**Task instructions**
Can you print the data exactly and leave out each image?

──────

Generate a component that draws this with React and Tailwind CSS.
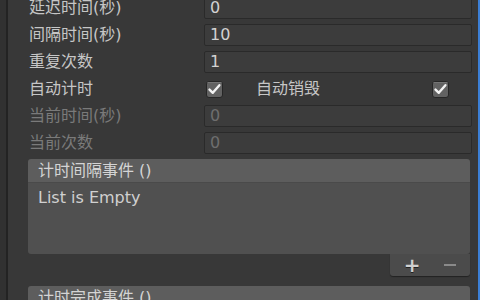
import React from 'react'

const FONT = { fontFamily: '"DejaVu Sans", "Noto Sans CJK SC", sans-serif' }

// Unity style toggle, box + tick drawn as one small icon
function Check() {
  return (
    <svg width="17" height="17" viewBox="0 0 17 17" className="shrink-0 block">
      <rect x="0.5" y="0.5" width="16" height="16" rx="2.5" fill="#626262" stroke="#262626" />
      <path d="M1.5 1.5 H15.5" stroke="#757575" />
      <path d="M3.5 8.6 L6.8 11.8 L13.4 4.2" fill="none" stroke="#f2f2f2" strokeWidth="2.4" strokeLinecap="round" strokeLinejoin="round" />
    </svg>
  )
}

function FieldRow({ label, value, disabled }) {
  return (
    <div className="flex items-center h-[22px]">
      <div className={`w-[175px] shrink-0 ${disabled ? 'text-[#7a7a7a]' : 'text-[#c6c6c6]'}`}>{label}</div>
      <div className="flex-1 h-full bg-[#3c3c3c] border border-[#2a2a2a] rounded-[2px] flex items-center pl-[5px]">
        <span className={disabled ? 'text-[#6e6e6e]' : 'text-[#d2d2d2]'}>{value}</span>
      </div>
    </div>
  )
}

function EventList({ title, empty }) {
  return (
    <div className="-ml-[1px] mr-[2px] flex flex-col">
      <div className="h-[24px] bg-[#5d5d5d] rounded-t-[3px] border-b border-[#4a4a4a] flex items-center pl-[10px] text-[#d4d4d4] shrink-0">
        {title}
      </div>
      {empty && (
        <>
          <div className="h-[71px] bg-[#505050] rounded-b-[3px] pl-[10px] pt-[3px] text-[#d0d0d0]">List is Empty</div>
          <div className="self-end w-[80px] h-[22px] bg-[#4b4b4b] rounded-b-[3px] shadow-[0_1px_1px_rgba(0,0,0,0.4)] flex items-center justify-around px-[6px]">
            <span className="text-[#d0d0d0] text-[20px] leading-none font-bold [text-shadow:0_1px_0_#222]">+</span>
            <span className="w-[12px] h-[2px] bg-[#8a8a8a] ml-[8px]" />
          </div>
        </>
      )}
    </div>
  )
}

export default function App() {
  return (
    <div className="w-[480px] h-[300px] overflow-hidden flex bg-[#383838] text-[16px]" style={FONT}>
      <div className="w-[6px] shrink-0 bg-[#313131]" />
      <div className="w-[2px] shrink-0 bg-[#232323]" />
      <div className="flex-1 flex flex-col pl-[21px] pr-[6px] -mt-[3px] gap-[5px]">
        <FieldRow label="延迟时间(秒)" value="0" />
        <FieldRow label="间隔时间(秒)" value="10" />
        <FieldRow label="重复次数" value="1" />
        <div className="flex items-center h-[22px] text-[#c6c6c6]">
          <div className="w-[177px] shrink-0">自动计时</div>
          <Check />
          <div className="w-[33px] shrink-0" />
          <div className="flex-1">自动销毁</div>
          <Check />
          <div className="w-[23px] shrink-0" />
        </div>
        <FieldRow label="当前时间(秒)" value="0" disabled />
        <FieldRow label="当前次数" value="0" disabled />
        <EventList title="计时间隔事件 ()" empty />
        <div className="h-[1px]" />
        <EventList title="计时完成事件 ()" />
      </div>
      <div className="w-[2px] shrink-0 bg-[#3b7fd6]" />
    </div>
  )
}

──────

**Task output**
Generate a component that draws this with React and Tailwind CSS.
import React from 'react'

const FONT = { fontFamily: '"DejaVu Sans", "Noto Sans CJK SC", sans-serif' }

// Unity style toggle, box + tick drawn as one small icon
function Check() {
  return (
    <svg width="17" height="17" viewBox="0 0 17 17" className="shrink-0 block">
      <rect x="0.5" y="0.5" width="16" height="16" rx="2.5" fill="#626262" stroke="#262626" />
      <path d="M1.5 1.5 H15.5" stroke="#757575" />
      <path d="M3.5 8.6 L6.8 11.8 L13.4 4.2" fill="none" stroke="#f2f2f2" strokeWidth="2.4" strokeLinecap="round" strokeLinejoin="round" />
    </svg>
  )
}

function FieldRow({ label, value, disabled }) {
  return (
    <div className="flex items-center h-[22px]">
      <div className={`w-[175px] shrink-0 ${disabled ? 'text-[#7a7a7a]' : 'text-[#c6c6c6]'}`}>{label}</div>
      <div className="flex-1 h-full bg-[#3c3c3c] border border-[#2a2a2a] rounded-[2px] flex items-center pl-[5px]">
        <span className={disabled ? 'text-[#6e6e6e]' : 'text-[#d2d2d2]'}>{value}</span>
      </div>
    </div>
  )
}

function EventList({ title, empty }) {
  return (
    <div className="-ml-[1px] mr-[2px] flex flex-col">
      <div className="h-[24px] bg-[#5d5d5d] rounded-t-[3px] border-b border-[#4a4a4a] flex items-center pl-[10px] text-[#d4d4d4] shrink-0">
        {title}
      </div>
      {empty && (
        <>
          <div className="h-[71px] bg-[#505050] rounded-b-[3px] pl-[10px] pt-[3px] text-[#d0d0d0]">List is Empty</div>
          <div className="self-end w-[80px] h-[22px] bg-[#4b4b4b] rounded-b-[3px] shadow-[0_1px_1px_rgba(0,0,0,0.4)] flex items-center justify-around px-[6px]">
            <span className="text-[#d0d0d0] text-[20px] leading-none font-bold [text-shadow:0_1px_0_#222]">+</span>
            <span className="w-[12px] h-[2px] bg-[#8a8a8a] ml-[8px]" />
          </div>
        </>
      )}
    </div>
  )
}

export default function App() {
  return (
    <div className="w-[480px] h-[300px] overflow-hidden flex bg-[#383838] text-[16px]" style={FONT}>
      <div className="w-[6px] shrink-0 bg-[#313131]" />
      <div className="w-[2px] shrink-0 bg-[#232323]" />
      <div className="flex-1 flex flex-col pl-[21px] pr-[6px] -mt-[3px] gap-[5px]">
        <FieldRow label="延迟时间(秒)" value="0" />
        <FieldRow label="间隔时间(秒)" value="10" />
        <FieldRow label="重复次数" value="1" />
        <div className="flex items-center h-[22px] text-[#c6c6c6]">
          <div className="w-[177px] shrink-0">自动计时</div>
          <Check />
          <div className="w-[33px] shrink-0" />
          <div className="flex-1">自动销毁</div>
          <Check />
          <div className="w-[23px] shrink-0" />
        </div>
        <FieldRow label="当前时间(秒)" value="0" disabled />
        <FieldRow label="当前次数" value="0" disabled />
        <EventList title="计时间隔事件 ()" empty />
        <div className="h-[1px]" />
        <EventList title="计时完成事件 ()" />
      </div>
      <div className="w-[2px] shrink-0 bg-[#3b7fd6]" />
    </div>
  )
}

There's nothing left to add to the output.